My own experience doesn't lead me to be all that optimistic. Here's why. Last May 2008, I posted online a little 3 and 1/2 minute video that appreciably shifted the dynamics of the last presidential election by causing (as credited by numerous mainstream media outlets) John McCain to renounce his long-sought political endorsement from mega-evangelist John Hagee. The feat got written up as a chapter in the book Bloggers on the Bus: How the Internet Changed Politics and the Press by Media Matter's Eric Boehlert, but beyond that interest from political activists - how had I done it ? could specialized knowledge of religion and politics be used in such a dramatic way again ? was it reproducible ? - was all-but nonexistent, and such experiences have led me to believe that the American left may well again be blindsided, in part by the GOP's leveraging of religion.

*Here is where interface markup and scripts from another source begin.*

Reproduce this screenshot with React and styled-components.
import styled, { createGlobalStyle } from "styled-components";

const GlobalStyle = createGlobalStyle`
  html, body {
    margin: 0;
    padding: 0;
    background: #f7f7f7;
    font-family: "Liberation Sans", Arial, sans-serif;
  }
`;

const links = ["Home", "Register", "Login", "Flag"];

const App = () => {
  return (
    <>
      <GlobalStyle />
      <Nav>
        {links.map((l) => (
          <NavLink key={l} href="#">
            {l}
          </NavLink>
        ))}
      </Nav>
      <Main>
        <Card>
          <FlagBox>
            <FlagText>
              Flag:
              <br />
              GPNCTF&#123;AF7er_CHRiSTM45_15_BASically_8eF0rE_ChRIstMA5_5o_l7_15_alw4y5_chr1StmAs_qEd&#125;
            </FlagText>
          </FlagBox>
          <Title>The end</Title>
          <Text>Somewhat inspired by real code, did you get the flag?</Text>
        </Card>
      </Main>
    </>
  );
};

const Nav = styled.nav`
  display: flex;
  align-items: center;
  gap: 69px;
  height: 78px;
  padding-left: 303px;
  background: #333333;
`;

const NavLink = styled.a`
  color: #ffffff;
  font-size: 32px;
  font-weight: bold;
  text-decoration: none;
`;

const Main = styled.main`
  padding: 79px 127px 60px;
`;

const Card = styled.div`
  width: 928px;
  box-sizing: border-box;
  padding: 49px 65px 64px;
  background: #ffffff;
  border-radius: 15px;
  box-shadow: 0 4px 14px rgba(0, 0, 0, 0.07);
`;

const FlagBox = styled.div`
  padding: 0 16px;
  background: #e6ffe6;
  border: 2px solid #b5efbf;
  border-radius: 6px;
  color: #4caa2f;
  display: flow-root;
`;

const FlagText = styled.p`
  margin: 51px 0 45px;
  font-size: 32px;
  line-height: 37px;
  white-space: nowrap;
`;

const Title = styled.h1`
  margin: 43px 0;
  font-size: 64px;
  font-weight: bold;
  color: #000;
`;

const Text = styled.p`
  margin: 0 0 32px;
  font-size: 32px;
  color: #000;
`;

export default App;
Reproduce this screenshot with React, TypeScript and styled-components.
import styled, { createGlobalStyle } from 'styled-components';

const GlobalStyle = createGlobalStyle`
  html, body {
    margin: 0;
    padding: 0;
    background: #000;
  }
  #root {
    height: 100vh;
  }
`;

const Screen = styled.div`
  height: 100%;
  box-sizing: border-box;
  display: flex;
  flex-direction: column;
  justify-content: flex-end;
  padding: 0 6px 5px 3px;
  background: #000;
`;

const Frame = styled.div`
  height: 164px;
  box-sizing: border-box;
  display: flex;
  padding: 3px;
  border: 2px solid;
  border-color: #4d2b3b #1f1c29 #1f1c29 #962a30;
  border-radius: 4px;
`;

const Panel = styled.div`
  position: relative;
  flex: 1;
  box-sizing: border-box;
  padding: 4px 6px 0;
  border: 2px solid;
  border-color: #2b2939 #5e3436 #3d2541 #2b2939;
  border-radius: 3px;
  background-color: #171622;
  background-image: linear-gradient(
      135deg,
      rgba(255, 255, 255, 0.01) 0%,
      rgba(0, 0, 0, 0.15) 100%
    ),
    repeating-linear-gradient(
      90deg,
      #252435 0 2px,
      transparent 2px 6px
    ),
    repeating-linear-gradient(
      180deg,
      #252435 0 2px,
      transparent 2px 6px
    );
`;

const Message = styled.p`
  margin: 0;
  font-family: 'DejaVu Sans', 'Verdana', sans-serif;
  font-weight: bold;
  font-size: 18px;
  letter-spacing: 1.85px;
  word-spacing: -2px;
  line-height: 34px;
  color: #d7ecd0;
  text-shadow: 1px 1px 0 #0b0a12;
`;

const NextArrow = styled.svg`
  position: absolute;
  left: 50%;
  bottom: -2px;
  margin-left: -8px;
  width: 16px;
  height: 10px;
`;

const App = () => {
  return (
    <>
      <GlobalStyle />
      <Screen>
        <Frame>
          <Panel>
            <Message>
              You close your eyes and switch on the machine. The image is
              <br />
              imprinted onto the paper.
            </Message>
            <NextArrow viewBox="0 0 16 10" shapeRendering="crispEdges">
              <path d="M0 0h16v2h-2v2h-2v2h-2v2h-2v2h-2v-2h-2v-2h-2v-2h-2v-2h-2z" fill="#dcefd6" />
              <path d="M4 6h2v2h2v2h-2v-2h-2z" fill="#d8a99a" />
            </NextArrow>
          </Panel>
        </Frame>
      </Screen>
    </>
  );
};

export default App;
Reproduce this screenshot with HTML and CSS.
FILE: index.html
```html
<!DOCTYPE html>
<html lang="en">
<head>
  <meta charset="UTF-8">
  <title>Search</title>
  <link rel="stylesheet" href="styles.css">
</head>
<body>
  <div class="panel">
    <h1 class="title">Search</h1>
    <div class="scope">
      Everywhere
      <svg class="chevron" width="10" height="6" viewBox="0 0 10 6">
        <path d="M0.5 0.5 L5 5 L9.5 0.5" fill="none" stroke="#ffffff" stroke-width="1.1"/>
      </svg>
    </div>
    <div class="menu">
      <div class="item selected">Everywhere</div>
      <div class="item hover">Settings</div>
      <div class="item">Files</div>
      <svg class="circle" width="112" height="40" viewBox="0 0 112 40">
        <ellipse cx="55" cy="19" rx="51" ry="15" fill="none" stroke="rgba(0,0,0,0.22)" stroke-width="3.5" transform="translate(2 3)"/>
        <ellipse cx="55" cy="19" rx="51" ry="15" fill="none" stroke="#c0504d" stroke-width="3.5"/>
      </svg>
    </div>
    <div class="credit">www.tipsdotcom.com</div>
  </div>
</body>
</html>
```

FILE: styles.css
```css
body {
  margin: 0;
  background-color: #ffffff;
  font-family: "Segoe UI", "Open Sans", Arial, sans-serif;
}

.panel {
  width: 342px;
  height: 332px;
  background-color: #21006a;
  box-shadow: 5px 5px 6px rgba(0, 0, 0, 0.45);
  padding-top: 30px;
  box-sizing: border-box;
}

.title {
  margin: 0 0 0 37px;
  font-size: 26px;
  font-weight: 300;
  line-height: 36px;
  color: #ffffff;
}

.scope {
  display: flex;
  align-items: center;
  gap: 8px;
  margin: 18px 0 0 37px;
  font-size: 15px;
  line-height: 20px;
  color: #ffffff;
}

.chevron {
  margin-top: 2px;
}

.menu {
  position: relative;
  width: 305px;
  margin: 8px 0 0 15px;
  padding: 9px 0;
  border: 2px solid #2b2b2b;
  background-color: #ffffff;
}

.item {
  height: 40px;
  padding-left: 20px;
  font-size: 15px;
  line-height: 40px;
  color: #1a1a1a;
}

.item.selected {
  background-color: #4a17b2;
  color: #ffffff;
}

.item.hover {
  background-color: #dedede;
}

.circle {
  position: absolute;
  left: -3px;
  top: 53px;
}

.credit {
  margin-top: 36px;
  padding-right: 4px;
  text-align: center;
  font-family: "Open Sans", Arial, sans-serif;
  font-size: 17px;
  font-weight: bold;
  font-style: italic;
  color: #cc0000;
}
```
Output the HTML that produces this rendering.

The renunciation of Hagee's endorsement hurt McCain's already shaky relationship with the Christian right but in the end conservative evangelicals turned out for McCain in higher numbers than for George B. Bush in 2000 and 2004. The reason was Sarah Palin. And, in picking Palin, McCain drove away many pro-McCain independents who felt Palin to be strange, inexperienced, and spooky. But the American left (and America at large) to this day is unaware of the nature of Palin's religious associations, which I wrote on (along with a co-researcher), to no avail, last Fall.
*Note: my original dating, on the number of years Rep. Bart Stupak has lived at the C Street House operated by the Fellowship Foundation was incorrect. I dated Stupak's residency at "over a decade and a half." The correct figure is "over a half a decade." Lisa Getter's 2002 LA Times story, "Faith in Discretion," indicates that Stupak has lived at C Street at least since 2002 - seven years by 2009.